Propõe-se a “fazer fracassar a guerra de agressão de Vladimir Putin e assegurar
que ele seja responsabilizado por seus crimes diante da justiça internacional”.
Nenhuma
palavra sobre uma solução política, sobre atender a reiterada preocupação russa
sobre sua segurança, ameaçada pelo avanço da OTAN; a que faz referência, por
exemplo, os governos do Brasil e da China. “O que mais desestabilizou a Europa
foi a expansão da OTAN”, disse o assessor do presidente Lula, Celso Amorim, em
agosto do ano passado.

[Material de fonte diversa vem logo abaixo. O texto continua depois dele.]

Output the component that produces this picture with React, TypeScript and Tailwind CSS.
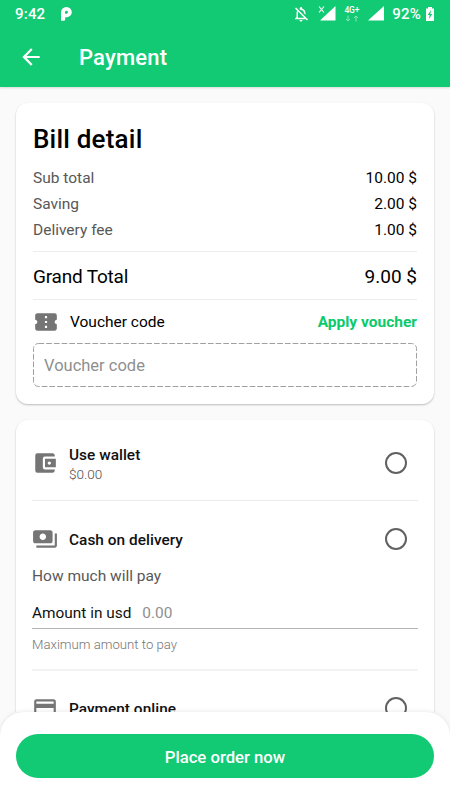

Mais recentemente, em maio, apresentou, juntamente com o
chefe da política externa chinesa, Wang Yi, uma proposta de seis pontos para a
negociação de um acordo de paz entre a Rússia e a Ucrânia.
Nada
disto interessa à “Nova Frente Popular” francesa, que se propõe “defender sem
falta a soberania e a liberdade do povo ucraniano e a integridade de suas
fronteiras, entregando as armas necessárias…” A guerra! Um tema que, como
sugerimos, faz hoje a diferença entre uma direita que faz lembrar a mesma
direita que já nos conduziu a duas guerras mundiais, e o mundo civilizado, que
tenta encontrar uma forma de atar as mãos destes selvagens.